(Items from a data source)
■ ■ ■ ■ ■

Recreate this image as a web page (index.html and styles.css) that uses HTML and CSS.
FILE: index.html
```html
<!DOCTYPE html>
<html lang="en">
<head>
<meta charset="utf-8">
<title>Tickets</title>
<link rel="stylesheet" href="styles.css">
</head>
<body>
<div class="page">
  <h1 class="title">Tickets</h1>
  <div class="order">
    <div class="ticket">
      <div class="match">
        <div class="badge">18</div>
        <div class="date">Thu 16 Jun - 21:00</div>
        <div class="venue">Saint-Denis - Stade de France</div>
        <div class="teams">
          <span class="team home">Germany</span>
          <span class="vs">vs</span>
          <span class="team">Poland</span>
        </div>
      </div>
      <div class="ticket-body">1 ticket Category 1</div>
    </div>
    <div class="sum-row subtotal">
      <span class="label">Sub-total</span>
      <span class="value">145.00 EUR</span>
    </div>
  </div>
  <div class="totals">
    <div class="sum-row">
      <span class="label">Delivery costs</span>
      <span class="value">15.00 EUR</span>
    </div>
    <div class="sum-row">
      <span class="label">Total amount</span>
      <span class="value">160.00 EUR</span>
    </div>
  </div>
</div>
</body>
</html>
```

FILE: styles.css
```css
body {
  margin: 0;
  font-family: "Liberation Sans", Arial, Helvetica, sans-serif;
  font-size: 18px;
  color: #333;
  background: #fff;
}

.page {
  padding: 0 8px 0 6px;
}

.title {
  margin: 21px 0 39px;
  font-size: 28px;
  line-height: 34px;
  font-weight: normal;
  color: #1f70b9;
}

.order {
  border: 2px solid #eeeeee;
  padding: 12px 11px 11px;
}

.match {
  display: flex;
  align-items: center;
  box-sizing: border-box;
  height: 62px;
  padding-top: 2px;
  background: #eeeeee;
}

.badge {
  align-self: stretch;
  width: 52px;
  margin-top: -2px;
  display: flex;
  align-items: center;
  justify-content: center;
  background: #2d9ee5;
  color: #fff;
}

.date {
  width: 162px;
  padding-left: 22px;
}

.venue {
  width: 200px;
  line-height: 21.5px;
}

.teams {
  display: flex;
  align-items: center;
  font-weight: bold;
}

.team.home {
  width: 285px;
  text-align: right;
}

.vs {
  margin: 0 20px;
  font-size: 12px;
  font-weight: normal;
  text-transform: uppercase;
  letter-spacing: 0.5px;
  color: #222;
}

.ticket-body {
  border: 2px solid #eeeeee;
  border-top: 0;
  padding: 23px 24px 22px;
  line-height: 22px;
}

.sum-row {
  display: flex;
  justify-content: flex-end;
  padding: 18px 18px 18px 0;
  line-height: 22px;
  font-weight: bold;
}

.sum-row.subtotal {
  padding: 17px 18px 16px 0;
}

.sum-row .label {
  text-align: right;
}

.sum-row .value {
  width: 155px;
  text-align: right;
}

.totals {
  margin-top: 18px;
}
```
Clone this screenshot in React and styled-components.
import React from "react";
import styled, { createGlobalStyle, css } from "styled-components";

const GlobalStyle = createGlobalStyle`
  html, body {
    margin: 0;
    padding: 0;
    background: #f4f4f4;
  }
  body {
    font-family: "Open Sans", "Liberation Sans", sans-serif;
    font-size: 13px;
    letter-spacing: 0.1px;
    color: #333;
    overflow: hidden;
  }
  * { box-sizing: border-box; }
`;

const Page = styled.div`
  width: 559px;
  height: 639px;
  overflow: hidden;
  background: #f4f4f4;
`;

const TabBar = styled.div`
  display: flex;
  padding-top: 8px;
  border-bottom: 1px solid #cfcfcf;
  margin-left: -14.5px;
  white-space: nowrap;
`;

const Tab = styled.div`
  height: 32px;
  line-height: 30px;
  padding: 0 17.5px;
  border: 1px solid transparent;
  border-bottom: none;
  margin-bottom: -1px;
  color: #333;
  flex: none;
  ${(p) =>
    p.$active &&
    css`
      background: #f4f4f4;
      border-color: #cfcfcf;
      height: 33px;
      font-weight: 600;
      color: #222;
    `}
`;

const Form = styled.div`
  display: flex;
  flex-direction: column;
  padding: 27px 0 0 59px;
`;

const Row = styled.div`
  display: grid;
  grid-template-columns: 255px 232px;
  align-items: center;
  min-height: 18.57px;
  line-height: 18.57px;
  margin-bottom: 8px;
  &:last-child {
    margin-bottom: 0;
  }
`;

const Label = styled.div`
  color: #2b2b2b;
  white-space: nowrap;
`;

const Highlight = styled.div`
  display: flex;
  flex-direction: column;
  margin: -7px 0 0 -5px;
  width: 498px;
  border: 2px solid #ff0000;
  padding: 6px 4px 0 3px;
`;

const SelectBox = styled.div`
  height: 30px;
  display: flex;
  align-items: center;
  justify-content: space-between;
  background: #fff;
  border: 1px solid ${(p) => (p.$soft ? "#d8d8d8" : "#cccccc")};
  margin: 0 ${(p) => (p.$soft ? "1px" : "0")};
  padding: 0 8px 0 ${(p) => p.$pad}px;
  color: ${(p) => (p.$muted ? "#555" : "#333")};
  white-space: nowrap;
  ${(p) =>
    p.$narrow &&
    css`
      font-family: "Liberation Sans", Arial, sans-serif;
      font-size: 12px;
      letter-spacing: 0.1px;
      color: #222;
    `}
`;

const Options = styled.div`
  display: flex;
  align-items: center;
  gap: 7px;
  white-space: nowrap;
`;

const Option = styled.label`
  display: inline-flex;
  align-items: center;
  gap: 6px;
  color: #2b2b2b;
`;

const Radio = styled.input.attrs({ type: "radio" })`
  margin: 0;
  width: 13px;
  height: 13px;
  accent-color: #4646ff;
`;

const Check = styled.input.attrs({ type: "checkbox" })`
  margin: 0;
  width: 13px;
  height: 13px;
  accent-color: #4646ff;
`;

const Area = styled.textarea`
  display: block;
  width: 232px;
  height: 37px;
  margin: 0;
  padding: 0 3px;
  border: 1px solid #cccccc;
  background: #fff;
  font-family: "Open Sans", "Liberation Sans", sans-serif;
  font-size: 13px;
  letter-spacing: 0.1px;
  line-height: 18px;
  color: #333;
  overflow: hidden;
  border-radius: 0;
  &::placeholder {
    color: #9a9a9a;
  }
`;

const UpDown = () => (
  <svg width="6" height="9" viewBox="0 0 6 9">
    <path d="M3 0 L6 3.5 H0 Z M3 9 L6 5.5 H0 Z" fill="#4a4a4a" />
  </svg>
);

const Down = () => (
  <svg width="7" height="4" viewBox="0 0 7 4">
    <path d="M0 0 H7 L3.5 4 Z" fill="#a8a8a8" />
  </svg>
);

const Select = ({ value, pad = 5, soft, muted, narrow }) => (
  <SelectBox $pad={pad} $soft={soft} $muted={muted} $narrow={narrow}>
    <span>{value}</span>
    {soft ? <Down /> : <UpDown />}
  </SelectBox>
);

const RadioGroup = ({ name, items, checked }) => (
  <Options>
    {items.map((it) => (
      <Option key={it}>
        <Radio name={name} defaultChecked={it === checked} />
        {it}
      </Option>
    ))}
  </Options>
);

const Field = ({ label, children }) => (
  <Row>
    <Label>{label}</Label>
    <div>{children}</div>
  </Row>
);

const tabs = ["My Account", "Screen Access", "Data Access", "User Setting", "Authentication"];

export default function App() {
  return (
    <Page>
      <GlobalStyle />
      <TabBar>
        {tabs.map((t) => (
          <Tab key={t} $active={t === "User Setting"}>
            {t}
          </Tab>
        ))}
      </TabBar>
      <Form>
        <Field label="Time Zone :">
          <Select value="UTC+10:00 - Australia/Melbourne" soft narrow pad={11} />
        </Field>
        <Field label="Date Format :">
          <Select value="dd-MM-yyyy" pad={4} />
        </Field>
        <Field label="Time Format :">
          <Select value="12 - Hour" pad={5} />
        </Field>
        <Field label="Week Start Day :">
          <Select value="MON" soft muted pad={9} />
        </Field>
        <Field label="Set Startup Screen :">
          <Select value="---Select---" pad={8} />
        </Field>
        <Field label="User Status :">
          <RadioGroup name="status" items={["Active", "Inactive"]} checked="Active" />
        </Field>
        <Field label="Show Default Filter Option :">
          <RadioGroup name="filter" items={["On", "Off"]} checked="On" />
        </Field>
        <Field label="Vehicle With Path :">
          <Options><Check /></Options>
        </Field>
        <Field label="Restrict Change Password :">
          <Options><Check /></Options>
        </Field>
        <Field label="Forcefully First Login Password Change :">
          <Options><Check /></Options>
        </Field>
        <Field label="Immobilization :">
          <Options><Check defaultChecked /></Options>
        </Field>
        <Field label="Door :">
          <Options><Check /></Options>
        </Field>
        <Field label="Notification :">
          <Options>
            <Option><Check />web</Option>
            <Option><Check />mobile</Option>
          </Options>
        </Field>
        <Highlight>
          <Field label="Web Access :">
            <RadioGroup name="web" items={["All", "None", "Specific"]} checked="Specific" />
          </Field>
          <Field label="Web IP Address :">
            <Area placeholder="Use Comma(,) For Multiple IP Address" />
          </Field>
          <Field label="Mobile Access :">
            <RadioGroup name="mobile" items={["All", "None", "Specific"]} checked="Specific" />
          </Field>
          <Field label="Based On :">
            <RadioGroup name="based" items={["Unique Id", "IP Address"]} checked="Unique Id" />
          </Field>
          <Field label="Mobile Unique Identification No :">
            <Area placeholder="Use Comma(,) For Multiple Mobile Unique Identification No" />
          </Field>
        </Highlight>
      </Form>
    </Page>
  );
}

■ ■ ■ ■ ■

Of all the lines above, how many contain the word "this"? Give the number and nothing else.

2